Lors de ce scrutin, le Jobbik est à nouveau arrivé en troisième position, avec des scores dépassant 20 % dans l'est du pays. La campagne du mouvement d'extrême droite a été marquée par une virulente rhétorique anti-Roms. Le commentaire de l'un de leurs films électoraux affirme ainsi que "Sur 10 délits, 10 sont commis par des Roms, sur 20 délits, 20".
Une amputation de l'Etat de droit comme la restriction des compétences de la Cour constitutionnelle ne provoquera pas de protestation de la part de la population, estime le sociologue juriste Zoltán Fleck sur le portail d'opinion de gauche Galamus: "Quelle est la situation actuelle ? Nous avons un pouvoir gouvernemental insatiable, constitué de politiques rustres qui n'ont aucune culture constitutionnelle. D'un point de vue technique, ce gouvernement sans scrupules détient tout le pouvoir, ce qui lui permet de modifier la Constitution comme bon lui semble. … En outre, nous avons une société quelque peu apathique, qui reste hermétique aux valeurs de l'Etat de droit".
Et comment réagissent les autres pays de l'UE ?
Désormais, les critiques commencent à se multiplier dans l'Union européenne contre la Hongrie, et sa réforme de la législation sur les médias.
A Bruxelles, la Commission de l'UE n'a pas réagi spécifiquement sur la loi sur la presse. "La Commission attache une valeur très importante à la liberté de la presse et au pluralisme des médias et nous suivons cette affaire de très près", a toutefois déclaré un porte-parole.
L'Allemagne a été plus loin.

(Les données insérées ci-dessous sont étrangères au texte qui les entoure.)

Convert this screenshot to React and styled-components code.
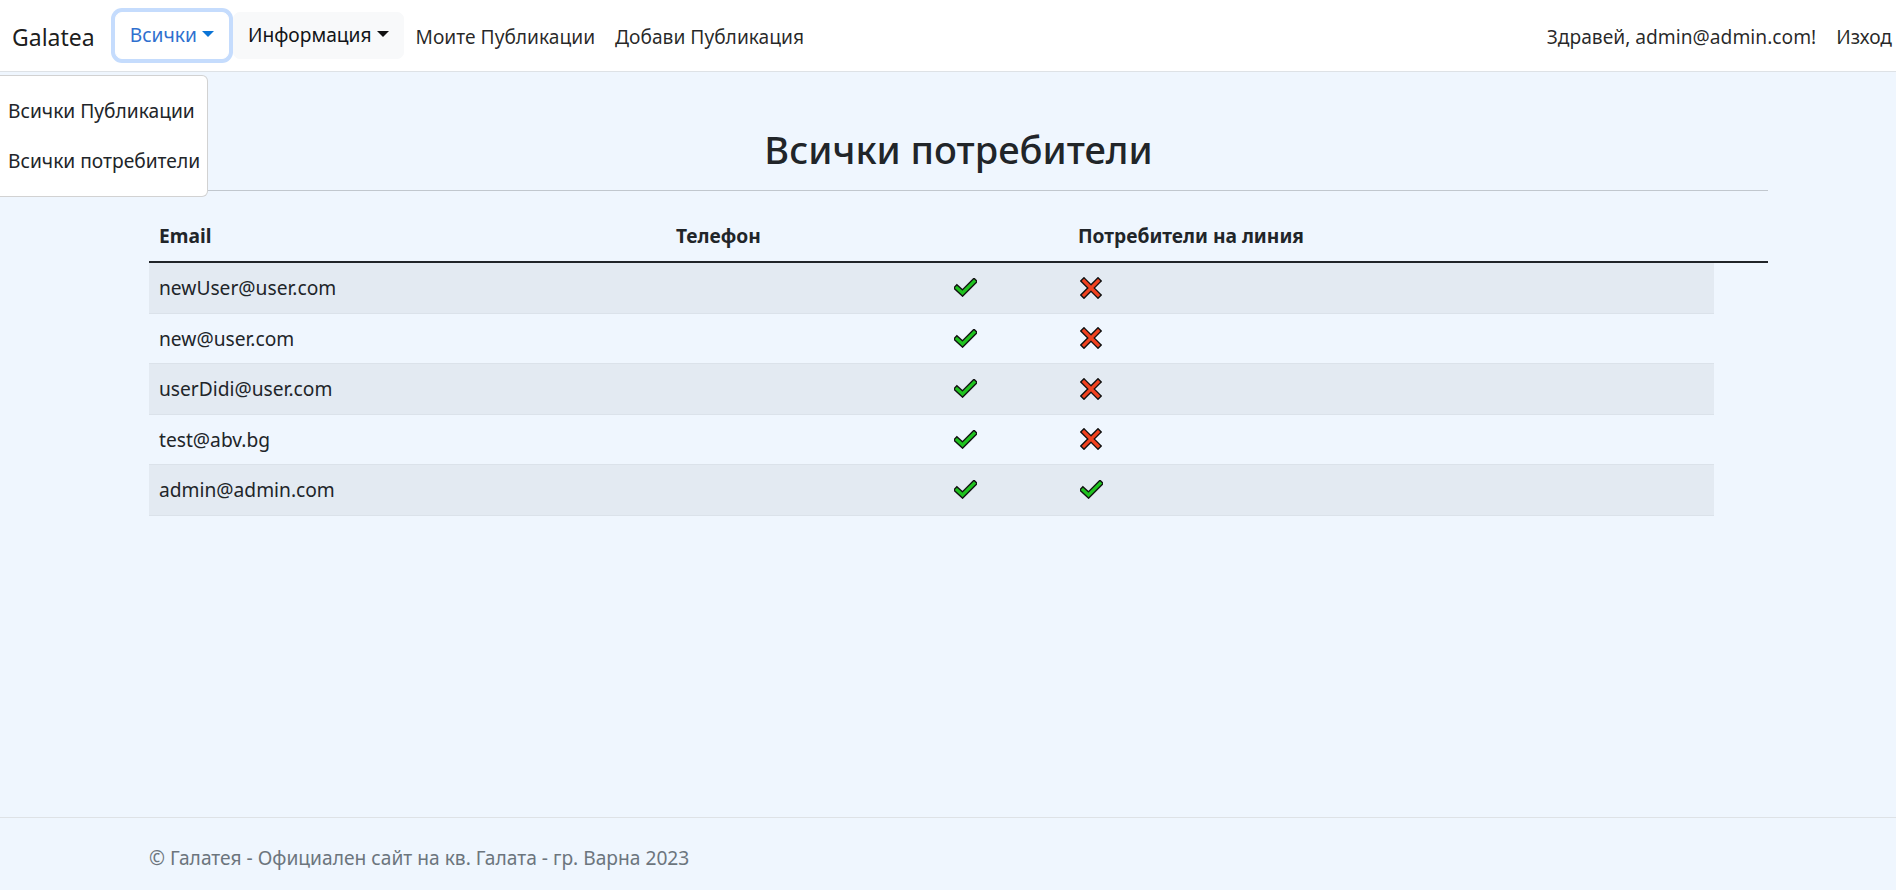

Elle a ainsi demandé au gouvernement hongrois de prendre en compte les critiques de l'OSCE. "En tant que pays qui va prendre la présidence de l'UE, la Hongrie assume une responsabilité particulière pour l'image de l'ensemble de l'Union dans le monde", a souligné un porte-parole du gouvernement d'Angela Merkel.
Quant au ministre luxembourgeois des Affaires étrangères, il estime que les nouvelles dispositions prises en Hongrie sur la presse "violent à l'évidence l'esprit et la lettre des traités" de l'UE. A tel point qu'il se demande "si un tel pays mérite de diriger l'Union européenne".